Paralimpiadi di Pechino, il rimpianto di uno spettacolo nascosto
Si sono conclusi a Pechino i Giochi paralimpici estivi riservati alle persone con disabilità: diciotto medaglie per gli azzurri, che hanno messo in valigia quattro ori, sette argenti e sette bronzi: una prestazione che ricalca sostanzialmente quella di quattro anni fa, quando sotto l’Olimpo di Atene arrivò una medaglia in più, con quattro ori, otto argenti e sette bronzi. Per l’intero movimento dello sport per disabili, un risultato soddisfacente, sebbene resti vero che, fra i paesi europei paragonabili all’Italia, il nostro è quello che ha fatto segnare i peggiori risultati: Spagna, Germania e Francia superano tutte le 50 medaglie, e anche Ucraina, Repubblica Ceca, Polonia e Grecia ci sopravanzano più o meno nettamente.
A ben vedere si tratta di una conferma del fatto che nel nostro paese la pratica sportiva delle persone disabili ha notevoli spazi di crescita, e i risultati agonistici ricalcano la difficoltà più generale di inserimento dei disabili negli spazi della nostra società. Autonomia, vita indipendente, piena integrazione a scuola, proficuo inserimento nel mondo del lavoro sono traguardi ancora lontani per un gran numero di persone disabili, nonostante i principi generali sanciti dalle leggi e dai regolamenti, poi però troppo spesso negati nel concreto della vita quotidiana.

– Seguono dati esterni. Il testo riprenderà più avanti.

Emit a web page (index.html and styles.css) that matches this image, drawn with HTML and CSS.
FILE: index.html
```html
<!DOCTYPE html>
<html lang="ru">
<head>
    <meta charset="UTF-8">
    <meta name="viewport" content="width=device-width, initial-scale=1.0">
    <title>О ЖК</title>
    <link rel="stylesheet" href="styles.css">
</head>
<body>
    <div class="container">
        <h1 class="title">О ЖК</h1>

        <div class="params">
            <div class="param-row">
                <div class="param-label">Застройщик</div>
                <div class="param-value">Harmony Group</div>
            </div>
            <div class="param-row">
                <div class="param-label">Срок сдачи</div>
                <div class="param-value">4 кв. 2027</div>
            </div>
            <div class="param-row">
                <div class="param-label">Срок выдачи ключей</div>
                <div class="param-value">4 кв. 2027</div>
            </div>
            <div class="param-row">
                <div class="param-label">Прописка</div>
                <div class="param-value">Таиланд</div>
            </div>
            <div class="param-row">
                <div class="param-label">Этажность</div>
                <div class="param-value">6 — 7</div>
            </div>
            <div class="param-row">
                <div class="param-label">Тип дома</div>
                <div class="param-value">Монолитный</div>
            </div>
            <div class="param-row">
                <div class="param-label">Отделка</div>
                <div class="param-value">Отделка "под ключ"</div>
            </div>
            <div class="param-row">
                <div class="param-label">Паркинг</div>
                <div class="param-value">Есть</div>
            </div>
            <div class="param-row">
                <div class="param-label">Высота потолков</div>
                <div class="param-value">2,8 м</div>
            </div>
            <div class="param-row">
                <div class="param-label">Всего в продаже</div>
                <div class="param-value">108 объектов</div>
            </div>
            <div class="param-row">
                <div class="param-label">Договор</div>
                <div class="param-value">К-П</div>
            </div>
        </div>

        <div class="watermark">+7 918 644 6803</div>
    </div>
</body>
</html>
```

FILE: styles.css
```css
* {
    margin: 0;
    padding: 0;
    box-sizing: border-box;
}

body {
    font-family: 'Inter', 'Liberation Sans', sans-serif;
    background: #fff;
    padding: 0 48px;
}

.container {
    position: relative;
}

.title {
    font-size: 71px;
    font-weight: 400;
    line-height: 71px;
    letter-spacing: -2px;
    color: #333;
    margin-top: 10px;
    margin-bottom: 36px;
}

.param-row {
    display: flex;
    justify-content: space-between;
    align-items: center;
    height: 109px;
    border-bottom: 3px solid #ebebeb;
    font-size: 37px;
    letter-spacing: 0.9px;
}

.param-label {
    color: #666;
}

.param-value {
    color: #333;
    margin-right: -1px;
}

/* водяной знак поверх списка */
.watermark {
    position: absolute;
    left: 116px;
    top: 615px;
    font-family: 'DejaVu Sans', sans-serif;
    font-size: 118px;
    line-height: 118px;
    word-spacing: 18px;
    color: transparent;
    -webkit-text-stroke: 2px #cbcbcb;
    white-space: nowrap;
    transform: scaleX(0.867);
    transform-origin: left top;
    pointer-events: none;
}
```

Una difficoltà che si rispecchia anche nella copertura mediatica che a questi Giochi paralimpici è stata data: un buon servizio da parte della Rai sul web e sui canali del digitale terrestre o satellitare, ma che ancora una volta non è riuscito a sfondare nella programmazione generalista, dove neppure i telegiornali si sono sforzati granché per dare conto di quanto accadeva a Pechino una manciata di giorni dopo il grande spettacolo delle Olimpiadi. Un vero peccato, perché a valorizzarlo e a saperci fare, lo sport paralimpico è capace di affascinare. Provate voi a giocare a basket su una carrozzina, o a giocare a tennis o a rugby da seduti. Provate voi a nuotare senza vedere nulla, come gli atleti non vedenti, o a cercare un goal con gli occhi completamente bendati orientandovi solamente con il suono di un pallone con i sonagli. Le Paralimpiadi di Pechino sono state uno spettacolo: peccato che non sia stato offerto, come pure meritava, anche al grande pubblico.